* **EXERCISE REQUIREMENTS**:
Check each line of the records for "this"; collect those that have it.

* **ENTRIES**:
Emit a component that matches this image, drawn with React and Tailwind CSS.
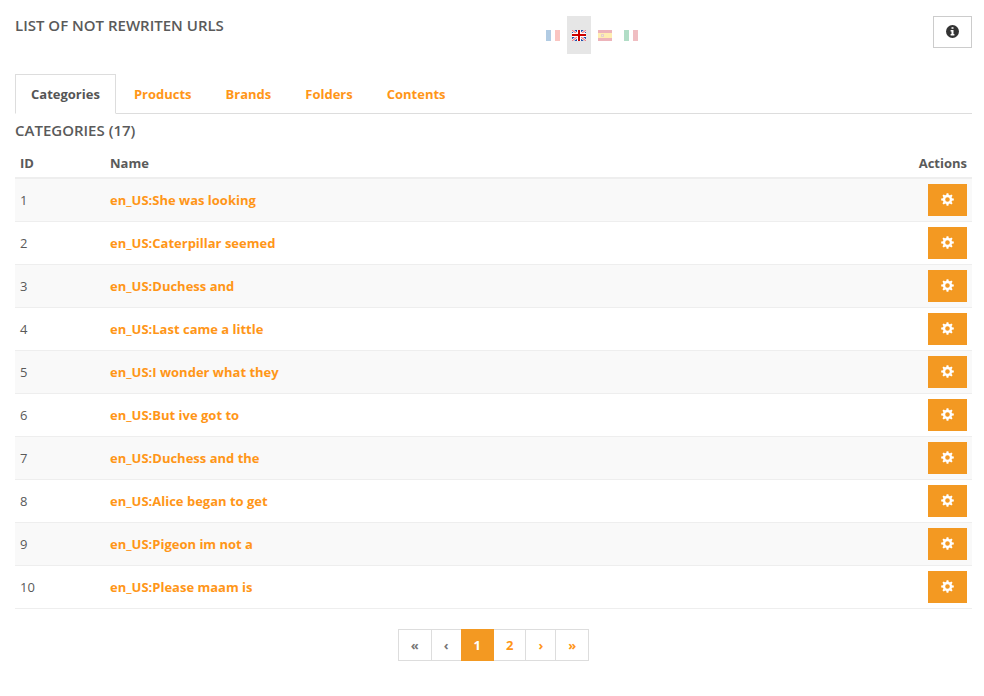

* * *

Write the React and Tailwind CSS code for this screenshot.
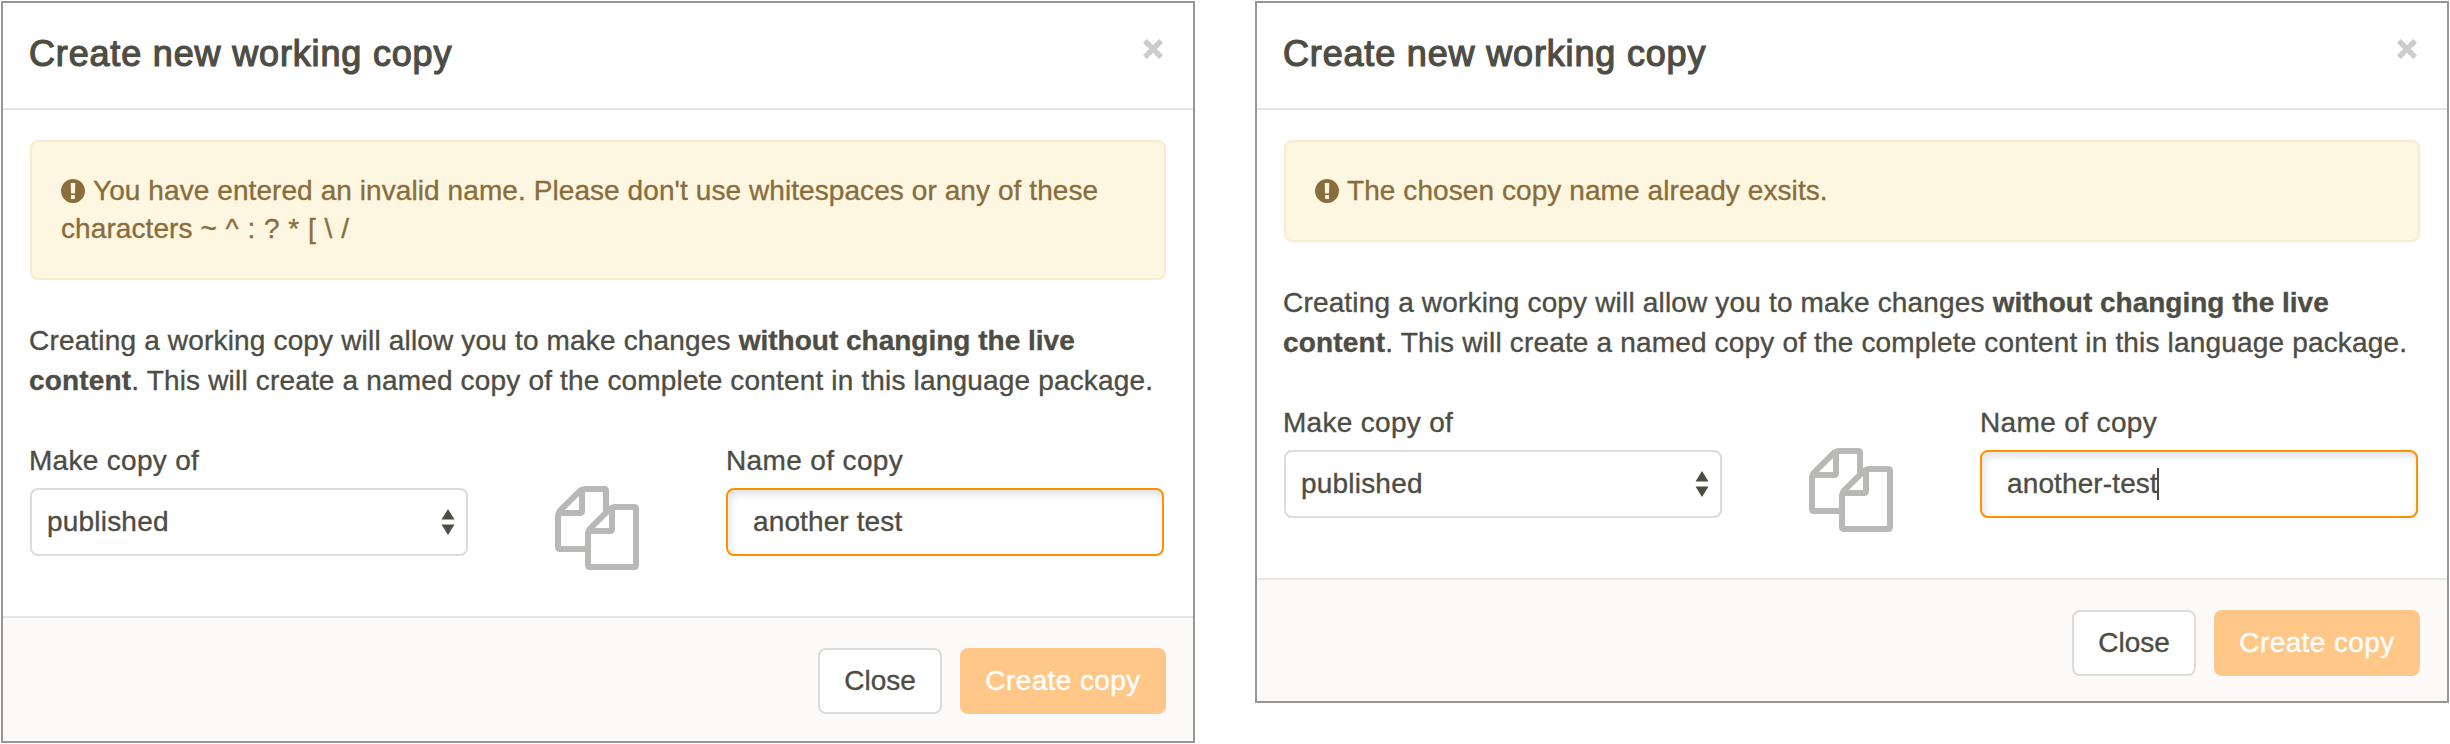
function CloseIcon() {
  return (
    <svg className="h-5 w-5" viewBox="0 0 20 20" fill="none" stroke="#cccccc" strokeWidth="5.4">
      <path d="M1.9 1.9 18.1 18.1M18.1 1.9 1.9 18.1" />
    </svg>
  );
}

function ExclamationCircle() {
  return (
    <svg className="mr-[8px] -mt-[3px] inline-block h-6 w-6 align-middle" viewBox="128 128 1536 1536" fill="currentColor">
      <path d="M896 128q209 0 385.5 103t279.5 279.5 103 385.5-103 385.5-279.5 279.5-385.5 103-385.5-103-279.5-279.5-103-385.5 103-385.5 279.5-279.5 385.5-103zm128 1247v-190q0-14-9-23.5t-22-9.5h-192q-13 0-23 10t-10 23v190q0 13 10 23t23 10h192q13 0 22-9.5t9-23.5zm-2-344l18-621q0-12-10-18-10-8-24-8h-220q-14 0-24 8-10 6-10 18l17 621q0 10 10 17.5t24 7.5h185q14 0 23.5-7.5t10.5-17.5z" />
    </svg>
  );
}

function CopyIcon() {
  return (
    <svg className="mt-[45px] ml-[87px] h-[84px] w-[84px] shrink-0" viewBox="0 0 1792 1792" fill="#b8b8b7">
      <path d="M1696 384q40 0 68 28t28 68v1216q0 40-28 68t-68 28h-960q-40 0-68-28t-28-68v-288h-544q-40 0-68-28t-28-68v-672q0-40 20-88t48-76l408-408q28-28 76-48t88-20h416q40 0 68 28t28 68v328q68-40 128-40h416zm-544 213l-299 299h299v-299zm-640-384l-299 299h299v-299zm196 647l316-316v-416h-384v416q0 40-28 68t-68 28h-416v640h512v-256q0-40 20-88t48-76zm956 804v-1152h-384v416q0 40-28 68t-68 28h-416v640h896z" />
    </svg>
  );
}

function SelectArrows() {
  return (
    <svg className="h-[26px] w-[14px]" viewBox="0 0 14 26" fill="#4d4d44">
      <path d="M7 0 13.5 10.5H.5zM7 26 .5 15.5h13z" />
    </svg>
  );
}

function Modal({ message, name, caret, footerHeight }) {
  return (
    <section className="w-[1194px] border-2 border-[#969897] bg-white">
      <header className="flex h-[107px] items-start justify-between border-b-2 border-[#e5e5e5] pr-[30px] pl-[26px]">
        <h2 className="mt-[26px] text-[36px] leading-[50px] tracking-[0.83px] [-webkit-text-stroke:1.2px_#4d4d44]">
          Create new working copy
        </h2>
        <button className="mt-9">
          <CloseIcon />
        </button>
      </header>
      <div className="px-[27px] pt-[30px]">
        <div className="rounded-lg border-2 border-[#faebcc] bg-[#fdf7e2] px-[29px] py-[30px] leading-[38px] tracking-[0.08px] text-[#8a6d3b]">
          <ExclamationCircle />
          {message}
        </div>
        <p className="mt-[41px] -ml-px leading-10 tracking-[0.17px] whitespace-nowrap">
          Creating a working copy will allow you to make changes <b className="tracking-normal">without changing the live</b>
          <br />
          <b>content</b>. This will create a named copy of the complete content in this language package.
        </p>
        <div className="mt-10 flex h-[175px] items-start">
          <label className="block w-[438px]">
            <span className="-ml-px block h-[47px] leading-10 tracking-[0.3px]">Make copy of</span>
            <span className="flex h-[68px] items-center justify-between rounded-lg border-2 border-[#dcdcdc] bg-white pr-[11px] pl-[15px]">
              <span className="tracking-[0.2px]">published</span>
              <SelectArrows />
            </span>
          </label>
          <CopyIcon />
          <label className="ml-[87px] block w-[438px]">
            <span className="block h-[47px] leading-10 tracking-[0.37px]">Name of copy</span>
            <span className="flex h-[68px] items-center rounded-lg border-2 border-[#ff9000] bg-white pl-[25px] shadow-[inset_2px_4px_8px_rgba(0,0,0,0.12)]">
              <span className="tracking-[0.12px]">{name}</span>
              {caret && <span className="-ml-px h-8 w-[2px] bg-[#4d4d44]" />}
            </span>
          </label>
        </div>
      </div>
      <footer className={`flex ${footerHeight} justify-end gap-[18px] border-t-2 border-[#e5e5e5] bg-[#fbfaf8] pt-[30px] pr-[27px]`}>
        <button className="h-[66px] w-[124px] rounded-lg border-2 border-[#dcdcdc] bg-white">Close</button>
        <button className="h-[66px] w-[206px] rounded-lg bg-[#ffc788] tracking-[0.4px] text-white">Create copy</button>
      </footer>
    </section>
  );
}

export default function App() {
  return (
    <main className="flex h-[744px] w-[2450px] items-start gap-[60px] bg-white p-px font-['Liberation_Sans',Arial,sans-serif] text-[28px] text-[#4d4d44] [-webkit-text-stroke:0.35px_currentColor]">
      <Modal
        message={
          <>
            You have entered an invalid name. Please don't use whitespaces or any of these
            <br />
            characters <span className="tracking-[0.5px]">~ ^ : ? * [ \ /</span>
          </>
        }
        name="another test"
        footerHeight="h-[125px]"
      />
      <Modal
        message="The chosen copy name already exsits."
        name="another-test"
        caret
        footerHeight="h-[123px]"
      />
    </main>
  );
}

* **SOLVED EXERCISE**:
Emit a component that matches this image, drawn with React and Tailwind CSS.
Write the React and Tailwind CSS code for this screenshot.
          <b>content</b>. This will create a named copy of the complete content in this language package.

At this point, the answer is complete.